If you elect to download mobile Apps, the following also applies: Company grants you a personal, revocable, non-exclusive, non-transferable license (without a right to sublicense) to download, install and use a copy of the App on a single mobile device or computer that you own or control solely for your personal and professional use, subject at all times to this Agreement, including the restrictions on use and the acceptable use provisions. Furthermore, with respect to any App accessed through or downloaded from an App Store such as the Android Market or Apple App Store (an “App Store Sourced Application”), you will only use the App Store Sourced Application: (i) on a product that runs the operating system for which it was intended and (ii) as permitted by the “Usage Rules” set forth in the corresponding App Store. Use of Apps from a third-party App Store is also subject to the provisions of Section 18.
8. Ownership & Copyright Restrictions.
The Sites, Apps, and Services are owned and operated by Company. The Sites, Apps, and Services, including but not limited to data, content, images and the compilation as a whole (“Content“), are copyrighted under U.S. copyright and other laws by Company or its licensors unless otherwise noted. You must abide by all additional copyright notices or restrictions contained on or in the Sites, Apps, Hardware, or Services. You may not delete, remove, alter, or obscure any legal or proprietary notices in the Sites, Apps, Hardware, or Services.
Except as noted in Section 9 below: (1) the Sites, Apps, Hardware, and Services may not be used, displayed, copied, distributed, republished, downloaded, transmitted, mirrored or modified; and (2) you may not redistribute, sell, translate, modify, reverse-engineer or reverse-compile or decompile, disassemble or make derivative works of the Sites, Apps, Hardware, Services or any Content or components that are available on the Sites, Apps, Hardware, or as part of the Services except to the extent the foregoing restriction is prohibited by applicable law.
You agree not to interfere or take action that results in interference with or disruption of the Sites, Apps, Hardware, or Services or servers or networks connected to the Sites, Apps, Hardware or Services. You agree not to attempt to gain unauthorized access to other computer systems or networks connected to the Sites, Apps, Hardware, or Services. Company reserves all other rights. Except as expressly provided herein, nothing on the Sites, Apps, Hardware, or as part of the Services will be construed as conferring any license under Company’s and/or any third party’s intellectual property rights, whether by estoppel, implication or otherwise. Notwithstanding anything herein to the contrary, Company may revoke any of the foregoing rights and/or your access to the Sites, Apps, Hardware, and Services, or any part thereof, at any time without prior notice.
9. Copyright Permission.
The Sites, Apps, and Services and the content and information available on the foregoing are protected by copyright laws throughout the world. Subject to this Agreement, Company grants you a limited license to reproduce portions of Sites, Apps, and Services for the sole purpose of using the Sites, Apps, and Services for your personal purposes.
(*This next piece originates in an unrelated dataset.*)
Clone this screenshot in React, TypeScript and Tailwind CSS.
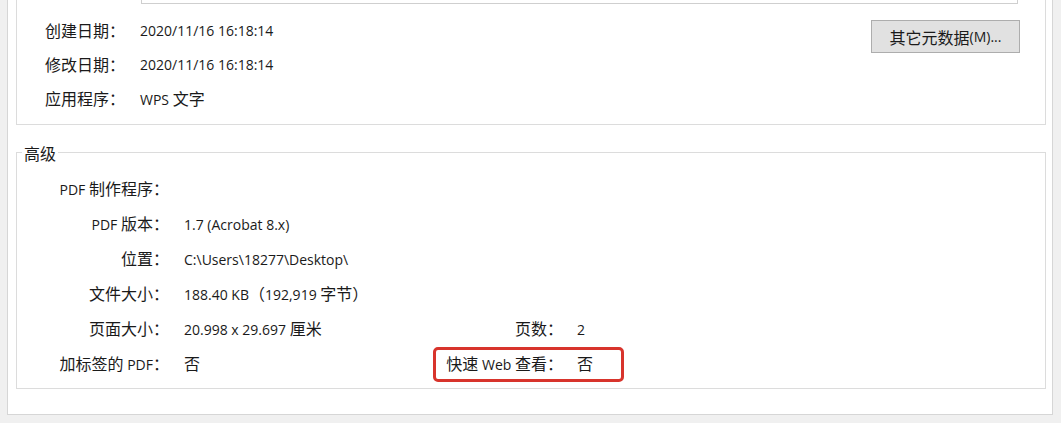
import React from "react";

const CJK = /([\u2E80-\u9FFF\uFF00-\uFFEF]+)/;

function T({ s }: { s: string }) {
  const parts = s.split(CJK).filter((p) => p.length > 0);
  return (
    <>
      {parts.map((p, i) =>
        CJK.test(p) ? (
          <span key={i} className="font-['Noto_Sans_CJK_SC',sans-serif] text-[16px]">
            {p}
          </span>
        ) : (
          <span key={i} className="font-['Open_Sans','Noto_Sans_CJK_SC',sans-serif] text-[14px]">
            {p}
          </span>
        )
      )}
    </>
  );
}

function Row1({ label, value }: { label: string; value: string }) {
  return (
    <div className="flex h-[34px] items-center whitespace-nowrap">
      <div className="ml-[28px] w-[95px]">
        <T s={label} />
      </div>
      <div>
        <T s={value} />
      </div>
    </div>
  );
}

function Row2({
  label,
  value,
  label2,
  value2,
}: {
  label: string;
  value?: string;
  label2?: string;
  value2?: string;
}) {
  return (
    <div className="flex h-[35px] items-center whitespace-nowrap">
      <div className="w-[152px] text-right">
        <T s={label} />
      </div>
      <div className="ml-[15px] w-[236px]">{value ? <T s={value} /> : null}</div>
      {label2 ? (
        <>
          <div className="w-[143px] text-right">
            <T s={label2} />
          </div>
          <div className="ml-[14px]">
            <T s={value2 || ""} />
          </div>
        </>
      ) : null}
    </div>
  );
}

export default function App() {
  return (
    <div className="h-[423px] w-[1061px] overflow-hidden bg-[#f0f0f0] text-[#1a1a1a] leading-none">
      <div className="ml-[7px] h-[415px] w-[1046px] border-x border-b border-[#d6d6d6] bg-white">
        {/* top group */}
        <div className="ml-[8px] h-[125px] w-[1030px] border-x border-b border-[#dcdcdc]">
          <div className="ml-[124px] h-[4px] w-[877px] border-x border-b border-[#cfcfcf]" />
          <div className="flex">
            <div className="flex-1 pt-[9px]">
              <Row1 label="创建日期：" value="2020/11/16 16:18:14" />
              <Row1 label="修改日期：" value="2020/11/16 16:18:14" />
              <Row1 label="应用程序：" value="WPS 文字" />
            </div>
            <div className="mr-[25px] mt-[16px]">
              <button className="flex h-[33px] w-[149px] items-center justify-center border border-[#adadad] bg-[#e1e1e1] text-[#1a1a1a]">
                <T s="其它元数据(M)..." />
              </button>
            </div>
          </div>
        </div>

        {/* advanced group */}
        <div className="relative ml-[8px] mt-[27px] h-[237px] w-[1030px] border border-[#dcdcdc]">
          <div className="absolute left-[5px] top-[-10px] bg-white px-[2px] leading-[20px]">
            <T s="高级" />
          </div>
          <div className="pt-[18px]">
            <Row2 label="PDF 制作程序：" />
            <Row2 label="PDF 版本：" value="1.7 (Acrobat 8.x)" />
            <Row2 label="位置：" value="C:\Users\18277\Desktop\" />
            <Row2 label="文件大小：" value="188.40 KB（192,919 字节）" />
            <Row2 label="页面大小：" value="20.998 x 29.697 厘米" label2="页数：" value2="2" />
            <Row2 label="加标签的 PDF：" value="否" label2="快速 Web 查看：" value2="否" />
          </div>
          <div className="absolute left-[416px] top-[194px] h-[35px] w-[191px] rounded-[5px] border-[3px] border-[#d8342c]" />
        </div>
      </div>
    </div>
  );
}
10. Ownership; Trademarks.
You agree that Company and its licensors and suppliers own all rights, title, and interest in the Sites, Apps, and Services and the content and information available on the foregoing. You will not remove, alter or obscure any copyright, trademark, service mark or other proprietary rights notices incorporated in or accompanying the Sites, Apps, Hardware, or Services. Company’s stylized name (TrackR) and other related graphics, logos, service marks and trade names used on or in connection with Sites, Apps, Hardware, or Services are the trademarks of Company and may not be used without permission in connection with any third-party products or services. Other trademarks, service marks and trade names that may appear on or in the Sites, Apps, Hardware, or Services are the property of their respective owners.
11. Idea Submissions.
If you submit any ideas, suggestions or testimonials to Company, we have, and you hereby grant us, the right to use your submission without charge in any manner that we deem appropriate.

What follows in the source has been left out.